Wednesday 18 July 2012

Daily Gosho - The Three Kinds of Treasure


How mystic that this Gosho keeps appearing for me this week! I'll have to study it harder; there must be a reason for it.
This extract reminds me how fortunate I was to be born as a human, and to meet the practice. I started practicing in 1995 at the age of 21. I'd been searching for something (anything!), and I had the great good fortune to be introduced to Nichiren Daishonin's Buddhism by a compassionate colleague who obviously could see I was suffering. It felt like coming home…

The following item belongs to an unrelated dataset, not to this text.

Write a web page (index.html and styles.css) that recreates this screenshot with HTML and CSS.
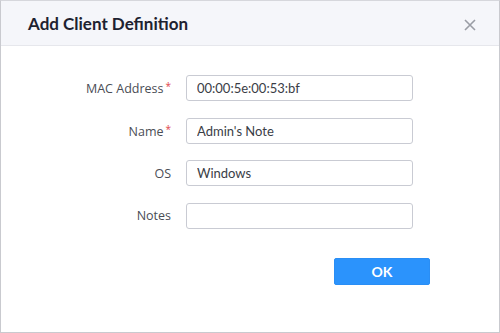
FILE: index.html
```html
<!DOCTYPE html>
<html>
<head>
<meta charset="utf-8">
<link rel="stylesheet" href="styles.css">
</head>
<body>
<div class="dialog">
  <div class="dialog-header">
    <h1 class="dialog-title">Add Client Definition</h1>
    <button class="close-btn" aria-label="Close">
      <svg width="12" height="12" viewBox="0 0 12 12"><path d="M1 1L11 11M11 1L1 11" stroke="#9a9da5" stroke-width="1.6" fill="none"/></svg>
    </button>
  </div>
  <div class="dialog-body">
    <form class="form">
      <label class="form-label">MAC Address<span class="req">*</span></label>
      <input class="form-input" type="text" value="00:00:5e:00:53:bf">
      <label class="form-label">Name<span class="req">*</span></label>
      <input class="form-input" type="text" value="Admin's Note">
      <label class="form-label">OS</label>
      <input class="form-input" type="text" value="Windows">
      <label class="form-label">Notes</label>
      <input class="form-input" type="text" value="">
    </form>
    <div class="actions">
      <button class="ok-btn" type="button">OK</button>
    </div>
  </div>
</div>
</body>
</html>
```
FILE: styles.css
```css
* { box-sizing: border-box; }
html, body { margin: 0; padding: 0; background: #fff; }
body { font-family: "Open Sans", "Noto Sans", sans-serif; }

.dialog {
  width: 500px;
  height: 333px;
  border: 1px solid #c9cacf;
  border-top-color: #d6d7dc;
  background: #fff;
  display: flex;
  flex-direction: column;
}

.dialog-header {
  height: 45px;
  background: #f5f6fa;
  border-bottom: 1px solid #e6e7ec;
  display: flex;
  align-items: center;
  justify-content: space-between;
  padding: 0 23px 0 27px;
}

.dialog-title {
  margin: 0;
  font-family: "Lato", "Open Sans", sans-serif;
  font-size: 17px;
  font-weight: 700;
  color: #1e2230;
  padding-top: 1px;
}

.close-btn {
  border: 0;
  background: none;
  padding: 0;
  width: 12px;
  height: 12px;
  display: flex;
  margin-top: 3px;
}

.dialog-body {
  padding: 29px 0 0 0;
}

.form {
  display: grid;
  grid-template-columns: 170px 227px;
  column-gap: 15px;
  row-gap: 16.5px;
  align-items: center;
}

.form-label {
  text-align: right;
  font-size: 12.5px;
  color: #4a4d55;
}

.req {
  color: #e0464b;
  font-size: 10px;
  vertical-align: 3px;
  margin-left: 2px;
}

.form-input {
  height: 26px;
  border: 1px solid #c9cbd3;
  border-radius: 3px;
  padding: 0 10px;
  font-family: "Lato", "Open Sans", sans-serif;
  font-size: 13px;
  color: #3a3d46;
  outline: none;
}

.actions {
  display: flex;
  justify-content: flex-end;
  padding-right: 69px;
  margin-top: 29px;
}

.ok-btn {
  width: 96px;
  height: 27px;
  border: 1px solid #2a8ef5;
  border-radius: 2px;
  background: #2b93fc;
  color: #fff;
  font-family: "Lato", "Open Sans", sans-serif;
  font-size: 14px;
  font-weight: 700;
}
```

"It is rare to be born a human being. The number of those endowed with human life is as small as the amount of earth one can place on a fingernail. Life as a human being is hard to sustain - as hard as it is for the dew to remain on the grass. But it is better to live a single day with honor than to live to 120 and die in disgrace."

(The Three Kinds of Treasure - The Writings of Nichiren Daishonin, page 851) http://www.sgilibrary.org/view.php?page=848
Selection source: Kyo no Hosshin, Seikyo Shimbun, July 14th, 2012


Background
This letter was written at Minobu in the ninth month of 1277 and addressed to Shijo Nakatsukasa Saburo Saemon-no-jo Yorimoto, commonly known as Shijo Kingo, in Kamakura. Sometime around 1274, Shijo Kingo had begun making efforts to convert his lord, who was named Ema, to the Daishonin’s teachings. Lord Ema, however, did not respond positively. Instead, he reduced the size of Kingo’s landholdings and threatened to send him to the remote province of Echigo. Kingo’s colleagues spread scurrilous reports about him, and Kingo was accused of fomenting trouble at a debate in the sixth month of , during which the Tendai priest Ryuzo-bo was bested by the Daishonin’s disciple Sammi-bo.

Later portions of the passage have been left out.